***** Input data
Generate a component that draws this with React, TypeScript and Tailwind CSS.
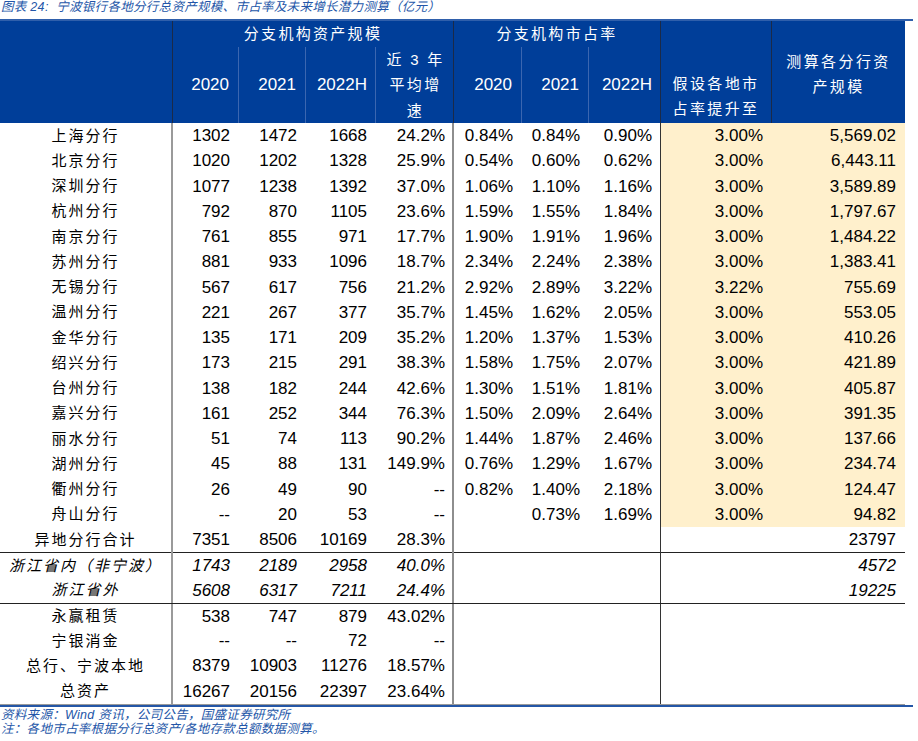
**********
***** Input data
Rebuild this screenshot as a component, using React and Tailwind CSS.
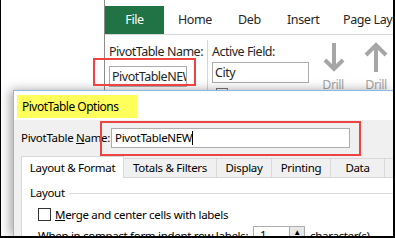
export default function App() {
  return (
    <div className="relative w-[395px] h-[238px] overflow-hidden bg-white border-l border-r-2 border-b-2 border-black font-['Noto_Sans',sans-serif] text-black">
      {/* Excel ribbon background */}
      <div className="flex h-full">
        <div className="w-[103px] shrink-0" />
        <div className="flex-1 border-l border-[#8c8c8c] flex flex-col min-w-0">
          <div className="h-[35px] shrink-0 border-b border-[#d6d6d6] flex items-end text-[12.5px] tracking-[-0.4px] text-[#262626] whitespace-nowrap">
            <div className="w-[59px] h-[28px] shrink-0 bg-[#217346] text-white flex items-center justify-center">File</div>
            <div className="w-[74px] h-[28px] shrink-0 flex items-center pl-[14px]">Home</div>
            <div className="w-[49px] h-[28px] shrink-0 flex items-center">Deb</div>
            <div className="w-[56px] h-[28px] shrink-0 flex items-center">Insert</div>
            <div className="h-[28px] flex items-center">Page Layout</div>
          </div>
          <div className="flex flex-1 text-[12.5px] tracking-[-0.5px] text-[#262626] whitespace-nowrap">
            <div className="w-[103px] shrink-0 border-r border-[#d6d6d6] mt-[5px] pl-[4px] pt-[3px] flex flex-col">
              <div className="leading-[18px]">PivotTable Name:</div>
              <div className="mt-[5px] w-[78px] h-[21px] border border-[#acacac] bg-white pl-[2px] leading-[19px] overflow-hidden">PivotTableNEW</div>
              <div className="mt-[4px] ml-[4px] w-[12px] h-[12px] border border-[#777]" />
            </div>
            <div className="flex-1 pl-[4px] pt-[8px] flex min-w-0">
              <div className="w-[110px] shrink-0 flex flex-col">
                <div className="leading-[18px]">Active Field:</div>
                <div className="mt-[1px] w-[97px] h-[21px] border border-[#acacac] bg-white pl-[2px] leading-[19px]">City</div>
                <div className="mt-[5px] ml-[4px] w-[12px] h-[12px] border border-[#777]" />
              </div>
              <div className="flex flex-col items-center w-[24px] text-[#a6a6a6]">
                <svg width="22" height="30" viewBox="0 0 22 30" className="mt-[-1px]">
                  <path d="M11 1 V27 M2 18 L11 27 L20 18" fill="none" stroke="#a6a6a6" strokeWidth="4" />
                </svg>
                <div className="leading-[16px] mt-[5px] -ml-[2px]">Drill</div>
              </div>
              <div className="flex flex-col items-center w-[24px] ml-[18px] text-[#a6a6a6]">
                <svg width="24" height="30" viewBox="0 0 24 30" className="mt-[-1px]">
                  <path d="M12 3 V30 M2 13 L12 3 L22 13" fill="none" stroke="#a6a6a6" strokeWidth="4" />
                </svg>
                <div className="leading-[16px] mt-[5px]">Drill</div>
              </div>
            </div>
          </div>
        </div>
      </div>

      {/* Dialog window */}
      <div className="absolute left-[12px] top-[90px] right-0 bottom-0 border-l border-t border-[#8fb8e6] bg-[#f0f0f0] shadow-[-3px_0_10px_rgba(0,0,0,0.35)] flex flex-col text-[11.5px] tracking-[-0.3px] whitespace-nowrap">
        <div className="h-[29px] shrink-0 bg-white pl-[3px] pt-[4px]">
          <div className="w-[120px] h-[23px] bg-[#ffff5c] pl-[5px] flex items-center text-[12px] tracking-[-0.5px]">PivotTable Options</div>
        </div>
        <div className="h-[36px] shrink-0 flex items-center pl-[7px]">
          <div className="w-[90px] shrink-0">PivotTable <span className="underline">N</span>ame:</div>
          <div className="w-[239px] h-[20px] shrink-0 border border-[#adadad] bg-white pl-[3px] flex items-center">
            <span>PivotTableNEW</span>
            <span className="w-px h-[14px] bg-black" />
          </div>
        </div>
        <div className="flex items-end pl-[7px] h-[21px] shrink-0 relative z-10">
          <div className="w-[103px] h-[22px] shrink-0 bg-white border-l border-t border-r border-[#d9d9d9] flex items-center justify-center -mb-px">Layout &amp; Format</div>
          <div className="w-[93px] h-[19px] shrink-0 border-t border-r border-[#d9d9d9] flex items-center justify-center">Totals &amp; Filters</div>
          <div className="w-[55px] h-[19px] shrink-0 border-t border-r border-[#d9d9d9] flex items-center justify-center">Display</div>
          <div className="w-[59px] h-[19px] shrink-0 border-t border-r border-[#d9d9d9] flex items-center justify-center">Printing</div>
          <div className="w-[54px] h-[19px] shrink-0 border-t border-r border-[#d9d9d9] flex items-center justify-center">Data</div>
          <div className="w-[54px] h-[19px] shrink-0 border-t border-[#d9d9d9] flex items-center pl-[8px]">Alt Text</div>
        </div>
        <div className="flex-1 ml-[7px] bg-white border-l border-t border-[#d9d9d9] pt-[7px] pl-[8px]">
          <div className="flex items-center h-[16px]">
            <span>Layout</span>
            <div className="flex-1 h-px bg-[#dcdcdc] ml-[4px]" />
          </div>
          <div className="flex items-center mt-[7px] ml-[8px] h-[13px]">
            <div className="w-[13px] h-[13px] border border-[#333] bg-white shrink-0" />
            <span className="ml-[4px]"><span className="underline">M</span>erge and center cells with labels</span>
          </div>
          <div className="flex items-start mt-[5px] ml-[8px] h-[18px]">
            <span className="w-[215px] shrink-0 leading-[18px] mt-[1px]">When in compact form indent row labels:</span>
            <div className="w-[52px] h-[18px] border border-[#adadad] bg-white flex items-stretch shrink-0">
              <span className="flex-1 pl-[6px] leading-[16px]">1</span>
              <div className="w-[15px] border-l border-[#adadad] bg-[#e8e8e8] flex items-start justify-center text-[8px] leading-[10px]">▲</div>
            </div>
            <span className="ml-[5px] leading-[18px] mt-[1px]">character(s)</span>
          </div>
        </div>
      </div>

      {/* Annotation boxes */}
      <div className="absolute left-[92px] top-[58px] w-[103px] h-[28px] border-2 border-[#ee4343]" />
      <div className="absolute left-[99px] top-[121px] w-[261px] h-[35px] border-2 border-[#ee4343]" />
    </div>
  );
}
**********
***** Input data
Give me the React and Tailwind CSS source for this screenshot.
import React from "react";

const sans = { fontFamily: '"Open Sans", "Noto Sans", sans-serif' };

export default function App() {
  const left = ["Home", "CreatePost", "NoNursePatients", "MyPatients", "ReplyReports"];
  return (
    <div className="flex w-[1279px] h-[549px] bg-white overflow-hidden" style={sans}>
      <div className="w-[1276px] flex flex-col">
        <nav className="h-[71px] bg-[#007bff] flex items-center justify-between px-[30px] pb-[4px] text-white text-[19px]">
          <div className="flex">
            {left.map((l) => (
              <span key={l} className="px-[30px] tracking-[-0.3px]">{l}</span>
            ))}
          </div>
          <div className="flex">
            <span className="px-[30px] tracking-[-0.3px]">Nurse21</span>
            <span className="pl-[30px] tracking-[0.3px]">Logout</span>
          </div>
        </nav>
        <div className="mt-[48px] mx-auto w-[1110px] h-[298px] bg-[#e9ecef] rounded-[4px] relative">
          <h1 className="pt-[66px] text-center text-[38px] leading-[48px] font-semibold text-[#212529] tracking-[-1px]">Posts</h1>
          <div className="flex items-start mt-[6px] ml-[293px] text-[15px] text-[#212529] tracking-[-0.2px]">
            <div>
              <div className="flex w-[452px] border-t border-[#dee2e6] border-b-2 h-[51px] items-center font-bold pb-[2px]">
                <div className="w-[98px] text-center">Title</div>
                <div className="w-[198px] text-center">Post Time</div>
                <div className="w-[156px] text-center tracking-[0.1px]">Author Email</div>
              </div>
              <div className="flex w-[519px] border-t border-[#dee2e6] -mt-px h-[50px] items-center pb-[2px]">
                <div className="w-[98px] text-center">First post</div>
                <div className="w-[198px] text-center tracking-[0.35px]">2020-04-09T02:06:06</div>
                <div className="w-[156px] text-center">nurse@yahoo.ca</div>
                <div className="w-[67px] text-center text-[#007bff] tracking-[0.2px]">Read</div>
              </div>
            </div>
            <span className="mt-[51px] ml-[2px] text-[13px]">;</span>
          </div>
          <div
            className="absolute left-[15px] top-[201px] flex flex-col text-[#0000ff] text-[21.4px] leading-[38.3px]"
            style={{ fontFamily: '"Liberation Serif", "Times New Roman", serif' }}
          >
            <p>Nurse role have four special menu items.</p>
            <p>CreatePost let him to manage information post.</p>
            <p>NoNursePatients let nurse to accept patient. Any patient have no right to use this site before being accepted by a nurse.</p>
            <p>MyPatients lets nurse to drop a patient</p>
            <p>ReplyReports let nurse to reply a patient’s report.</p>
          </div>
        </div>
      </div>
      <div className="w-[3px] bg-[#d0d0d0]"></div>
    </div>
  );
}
**********
**Aim:** Give every line of the material that includes the string "screenshot".

**Correct output:**
Rebuild this screenshot as a component, using React and Tailwind CSS.
Give me the React and Tailwind CSS source for this screenshot.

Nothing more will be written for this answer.